In a significant breakthrough Sunday, Iraqi security forces and Shia militias ended the Islamic State siege on the town of Amirli, where about 15,000 Shia Turkmens had been trapped for the last two months.
Iraq received support from Iran after thousands of Shiite militias answered the exhortation of Iraq-based Shiite cleric, Grand Ayatollah Ali al-Sistani, to direct their fire at Sunni insurgents.
The U.S. has played down the role of Iran, America’s sworn enemy since its Islamic revolution more than 30 years ago. Tehran’s apparent good-guy posture also has foreign policy implications for the Harper government.
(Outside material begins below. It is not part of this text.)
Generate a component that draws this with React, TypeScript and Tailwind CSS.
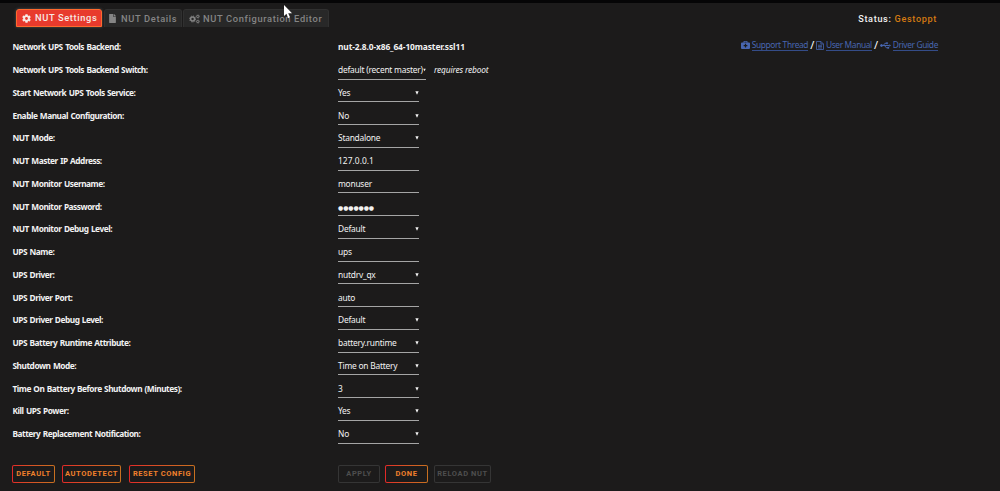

Canada severed diplomatic relations with Iran in 2012, shuttering its embassy in Tehran and kicking its diplomats out of Ottawa. Baird, in particular, has been a loud, boisterous critic.
Dewar said it is time for Canada to reconsider its hard line towards Iran. “Diplomacy is talking to people you find it difficult to talk to. That’s why it’s important to have a presence anywhere you can.”
Added Garneau: “It’s a delicate thing to manoeuvre because Canada has a certain position with respect to Iran on a number of issues — some very serious issues including human rights.”
The Obama administration, reluctant to be drawn into a new conflict in Iraq, has come to the aid of Iraqi forces through targeted airstrikes that began early last month.
The crisis has also presented a conundrum for many U.S. allies, including Canada, which did not support the original 2003 U.S.-led invasion of Iraq that many now view as the root cause of the current situation.
At the request of Iraq and the U.S., Canada, France and Italy have joined Britain and Australia by helping transport guns, mortars and ammunition to Iraqi forces.
Canada has contributed two military transport planes to the region, a CC-130J Hercules as well as a CC-177 Globemaster, which last week successfully delivered weapons donated by Albania.